Copy each line of the material below that includes the string "this".

Web page code records
# # #

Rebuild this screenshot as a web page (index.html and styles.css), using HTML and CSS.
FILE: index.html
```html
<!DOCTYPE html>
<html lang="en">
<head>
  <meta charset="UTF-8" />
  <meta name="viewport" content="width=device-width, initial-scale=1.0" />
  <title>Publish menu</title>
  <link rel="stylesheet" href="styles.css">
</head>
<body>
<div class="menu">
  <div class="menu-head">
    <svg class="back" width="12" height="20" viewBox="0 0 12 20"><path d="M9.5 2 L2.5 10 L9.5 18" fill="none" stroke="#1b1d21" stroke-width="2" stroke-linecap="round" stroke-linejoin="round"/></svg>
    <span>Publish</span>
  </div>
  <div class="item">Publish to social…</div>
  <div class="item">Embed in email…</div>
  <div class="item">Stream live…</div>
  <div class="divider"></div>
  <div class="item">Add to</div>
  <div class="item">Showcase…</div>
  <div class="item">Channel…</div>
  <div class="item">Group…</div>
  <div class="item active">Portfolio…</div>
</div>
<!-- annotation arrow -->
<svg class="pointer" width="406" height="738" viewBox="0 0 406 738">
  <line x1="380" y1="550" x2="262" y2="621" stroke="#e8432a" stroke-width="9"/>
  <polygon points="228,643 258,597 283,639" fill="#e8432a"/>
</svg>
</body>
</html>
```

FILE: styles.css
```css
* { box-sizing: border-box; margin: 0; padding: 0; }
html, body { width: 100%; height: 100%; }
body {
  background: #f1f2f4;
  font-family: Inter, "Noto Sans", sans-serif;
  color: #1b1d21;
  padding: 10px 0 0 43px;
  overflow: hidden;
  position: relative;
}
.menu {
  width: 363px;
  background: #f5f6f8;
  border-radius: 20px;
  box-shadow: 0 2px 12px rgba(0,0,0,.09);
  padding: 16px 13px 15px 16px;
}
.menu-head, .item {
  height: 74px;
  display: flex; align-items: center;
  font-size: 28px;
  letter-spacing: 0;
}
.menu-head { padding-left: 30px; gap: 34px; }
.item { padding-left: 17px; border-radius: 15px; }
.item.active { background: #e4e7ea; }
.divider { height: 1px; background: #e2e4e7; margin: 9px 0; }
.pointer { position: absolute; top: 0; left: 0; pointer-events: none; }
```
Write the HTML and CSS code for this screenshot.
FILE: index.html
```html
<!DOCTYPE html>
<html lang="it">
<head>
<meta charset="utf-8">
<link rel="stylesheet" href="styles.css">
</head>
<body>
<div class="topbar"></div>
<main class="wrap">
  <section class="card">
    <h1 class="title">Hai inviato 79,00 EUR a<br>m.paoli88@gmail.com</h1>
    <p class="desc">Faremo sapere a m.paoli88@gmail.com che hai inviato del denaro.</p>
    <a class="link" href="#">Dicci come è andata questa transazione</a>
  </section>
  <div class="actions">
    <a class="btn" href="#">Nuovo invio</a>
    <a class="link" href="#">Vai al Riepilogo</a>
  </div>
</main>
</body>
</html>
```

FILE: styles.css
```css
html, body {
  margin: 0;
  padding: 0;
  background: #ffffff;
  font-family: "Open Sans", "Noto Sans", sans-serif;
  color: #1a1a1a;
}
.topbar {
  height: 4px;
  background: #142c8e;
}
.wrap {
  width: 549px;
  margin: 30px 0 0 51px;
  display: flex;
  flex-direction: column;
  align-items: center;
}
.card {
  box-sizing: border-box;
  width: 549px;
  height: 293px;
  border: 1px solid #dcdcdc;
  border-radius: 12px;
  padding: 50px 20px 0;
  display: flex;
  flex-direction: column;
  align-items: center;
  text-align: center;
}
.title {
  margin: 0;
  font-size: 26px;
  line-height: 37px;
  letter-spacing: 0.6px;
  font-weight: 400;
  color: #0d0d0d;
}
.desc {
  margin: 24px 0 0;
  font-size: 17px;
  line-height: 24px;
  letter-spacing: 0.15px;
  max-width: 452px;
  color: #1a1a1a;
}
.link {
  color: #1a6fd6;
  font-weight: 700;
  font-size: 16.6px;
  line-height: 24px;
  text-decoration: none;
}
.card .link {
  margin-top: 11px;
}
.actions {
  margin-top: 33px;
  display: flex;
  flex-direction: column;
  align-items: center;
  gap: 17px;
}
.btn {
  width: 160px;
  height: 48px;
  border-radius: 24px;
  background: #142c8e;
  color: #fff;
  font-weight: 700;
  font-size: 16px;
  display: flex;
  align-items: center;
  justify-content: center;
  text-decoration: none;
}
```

# # #

◆ EXERCISE RESULT:
Rebuild this screenshot as a web page (index.html and styles.css), using HTML and CSS.
Write the HTML and CSS code for this screenshot.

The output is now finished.